Subject: Inner Harbor, Vancouver BC 1/21/96
Date: Jan 21 22:50:48 1996
From: Michael Price - mprice at mindlink.bc.ca


Hi Tweets,

A few hours woolgathering out the windows of the Canada Place cafeteria
overlooking Vancouver BC's Inner Harbor just to the E of Stanley Pk.
Interesting Bald Eagle interactions. Also saw what for me is the first
*pristine* alternate-plumaged bird of 1996 (not counting ducks), a
shiny-new Pelagic Cormorant.

Conditions: broken low cloud; winds E to NE 10-20 km/hr; temp 3 Celsius;
sea state 2. Light snow covering remaining from day before. First snowfall
and seriously cold weather in weeks (as an indication that some freshwater
sites in the Fraser Valley have frozen over, on Lost Lagoon in Stanley Pk.,
there were 20+ Ring-necked Ducks and close to 5-6,000 Lesser Scaup on Lost
Lagoon, a typical increase when icing over of their ponds and sloughs
displaces these birds out to the coast.

Common Loon 2 (basic plumage)
Horned Grebe 2 (bsc)
Western Grebe 9
Aechmophorus Grebe sp. 28
Double-crested Corm. 3 (2a, 1 jv)
Brandt's Cormorant 2a
Pelagic Cormorant 4a (1 def. alt)
Cormorant sp. 7
Mallard 2 (1m, 1f; separate)
Barrow's Goldeneye 8 (4m 4f)
Duck sp. (in flight) 19 (prob. goldeneyes) Red-breasted Merganser 4 (2
pairs, both males displaying)
Bald Eagle* 9 (6a, 3 jv)
Mew Gull 21 (19a, 2 bsc1)
Glaucous-winged Gull 58 (47a, 11 imm)
Western X Glaucous-w. 5a
Gull sp. 1 (poss. a bsc 1 California)
Rock Dove 7
Northwestern Crow 26 (in overflights to Stanley Pk.)
European Starling 2

*Of the 9 Bald Eagles, 7 (4a, 3 jv) were in view at once all moving east at
altitude.
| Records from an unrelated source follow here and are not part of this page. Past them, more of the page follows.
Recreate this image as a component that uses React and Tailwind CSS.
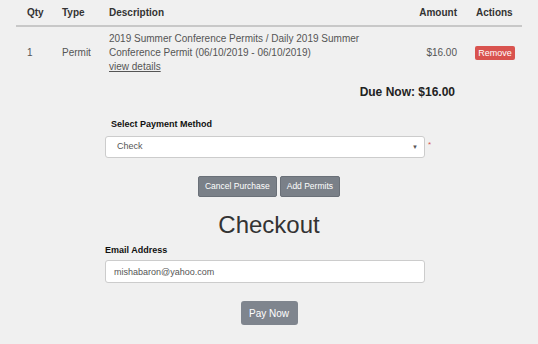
import { useState } from "react";

const ITEMS = [
  {
    qty: 1,
    type: "Permit",
    desc: "2019 Summer Conference Permits / Daily 2019 Summer Conference Permit (06/10/2019 - 06/10/2019)",
    amount: "$16.00",
  },
];

export default function App() {
  const [method] = useState("Check");
  const [email, setEmail] = useState("mishabaron@yahoo.com");

  return (
    <div className="min-h-screen w-[538px] h-[344px] bg-[#f0f0f0] font-['Liberation_Sans',Arial,sans-serif] text-[#333] overflow-hidden">
      {/* cart table */}
      <div className="mx-[16px] w-[506px]">
        <div className="grid grid-cols-[40px_47px_297px_70px_52px] h-[27px] items-center border-b-2 border-[#c8c8c8] text-[10px] font-bold">
          <div className="pl-[11px]">Qty</div>
          <div className="pl-[6px]">Type</div>
          <div className="pl-[6px]">Description</div>
          <div className="pr-[13px] text-right">Amount</div>
          <div className="pl-[6px]">Actions</div>
        </div>
        {ITEMS.map((it, i) => (
          <div
            key={i}
            className="grid grid-cols-[40px_47px_297px_70px_52px] items-center pt-[5px] pb-[2px] text-[10px] leading-[14px] text-[#555]"
          >
            <div className="pl-[11px]">{it.qty}</div>
            <div className="pl-[6px]">{it.type}</div>
            <div className="pl-[6px] pr-[36px]">
              <div>{it.desc}</div>
              <a href="#" className="underline">view details</a>
            </div>
            <div className="pr-[13px] text-right">{it.amount}</div>
            <div className="pl-[5px]">
              <button className="w-[40px] h-[14px] rounded-[2px] bg-[#d9534f] text-white text-[9px] leading-[14px]">
                Remove
              </button>
            </div>
          </div>
        ))}
      </div>

      <div className="w-[455px] text-right text-[12px] font-bold text-[#222] mt-[8px] leading-[16px]">
        Due Now: $16.00
      </div>

      {/* payment method */}
      <div className="ml-[105px] mt-[18px]">
        <div className="pl-[6px] text-[9px] font-bold text-[#111] leading-[12px]">Select Payment Method</div>
        <div className="flex items-start mt-[6px]">
          <div className="relative w-[320px] h-[22px] flex items-center bg-white border border-[#ccc] rounded-[3px] pl-[11px] text-[9px] text-[#555]">
            {method}
            <span className="absolute right-[6px] top-[7px] text-[6px] leading-[6px] text-[#555]">▼</span>
          </div>
          <span className="ml-[3px] mt-[3px] text-[8px] text-[#d9534f]">*</span>
        </div>
      </div>

      <div className="flex justify-center gap-[3px] mt-[18px]">
        <button className="h-[21px] px-[6px] rounded-[2px] bg-[#7a8088] text-white text-[8.5px] border border-[#6a7078]">
          Cancel Purchase
        </button>
        <button className="h-[21px] px-[6px] rounded-[2px] bg-[#7a8088] text-white text-[8.5px] border border-[#6a7078]">
          Add Permits
        </button>
      </div>

      <div className="text-center text-[24px] leading-[28px] text-[#333] mt-[14px]">Checkout</div>

      <div className="ml-[105px] mt-[5px]">
        <div className="text-[9px] font-bold text-[#111] leading-[12px]">Email Address</div>
        <input
          value={email}
          onChange={(e) => setEmail(e.target.value)}
          className="mt-[4px] w-[320px] h-[23px] bg-white border border-[#ccc] rounded-[3px] px-[8px] text-[9px] text-[#555] outline-none"
        />
      </div>

      <div className="flex justify-center mt-[18px]">
        <button className="w-[57px] h-[24px] rounded-[3px] bg-[#7f858e] text-white text-[10px]">Pay Now</button>
      </div>
    </div>
  );
}
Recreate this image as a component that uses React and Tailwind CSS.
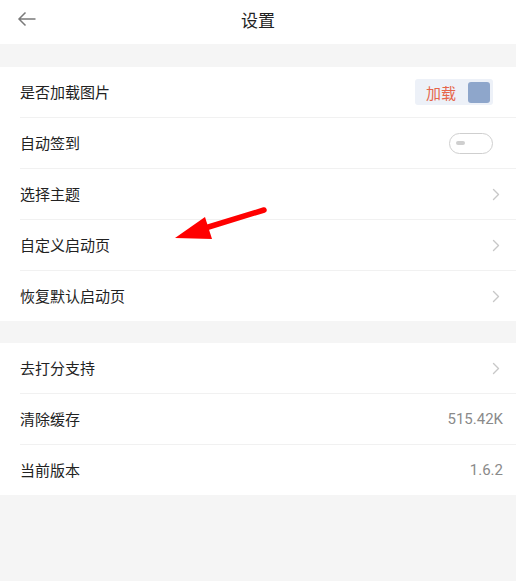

An adult Baldie came over from Stanley Pk and attacked a juv
(white-belly phase) eagle which was desultorily hunting grebes or gulls out
in the middle of the harbor. After the usual aerobatics of harassment for
several minutes, the juvenile flipped over, grabbed the adult's talons, and
the two tumbled vertically almost a hundred meters through the air in
what's more usually seen as the 'talon-lock' courtship flight of adults. No
fluke: this happened three more times, the last instance resulting a
vertical spiralling tumble of at least two hundred meters. Really cool.
After this, the adult flew back to the park, a distance of a couple of
kilometers by then.

So, I'm curious. Did the courtship display evolve from the young birds'
protective tactic? Seems a reasonable assumption. And when the adults are
in initial position to begin their 'talon-lock' display --and there's
simply no delicate way to ask this to satisfy what I will assure the
dubious is a non-prurient curiosity-- who's usually on top?

Michael Price "Are you being brilliant or are you going berserk?
Vancouver BC Canada At first, sometimes, it may be hard to tell."